Did they stumble so as to fall beyond recovery? Not at all! Rather, because of their transgression, salvation has come to the Gentiles to make Israel envious.  (Romans 11:11—16; verse 11 quoted)

Conclusion

In looking at the growing Church, we can learn about how the Holy Spirit worked in them and how He wants to work in us as we continue the work of the Lord.

  • The Spirit Calls—God, the Holy Spirit is the One who calls and sets apart people to do specific work within the Body of Christ.
  • The Spirit Empowers—That work must be done in the strength of the Holy Spirit, not in frail human strength.  When God calls a person to a task, He equips that person to accomplish that task.
  • Many Believe—When Spirit-called people do God’s work through the Spirit’s anointing, awesome things will happen.

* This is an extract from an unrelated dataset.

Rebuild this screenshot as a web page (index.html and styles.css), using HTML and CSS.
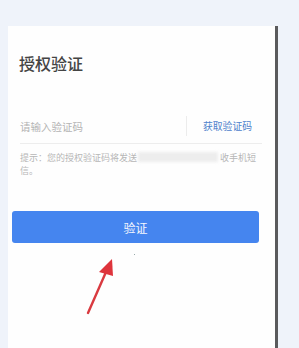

Perhaps the most important lesson is found at the very beginning of our study.  Acts 13:2 bears repeating—

So after they had fasted and prayed, they placed their hands on them and sent them off.

It is an incredible thing to realize that the Holy Spirit communicated His wishes to the entire church assembled together.  In the atmosphere of fellowship, worship, and prayer, God moved and made His will known.

Doing God’s work, either in full time service like a minister or missionary, or in volunteering for some phase of church work, should never be entered into or done as we would perform other duties.  The greatest privilege of all is the call to serve God in some capacity; that work is never a job, but a calling.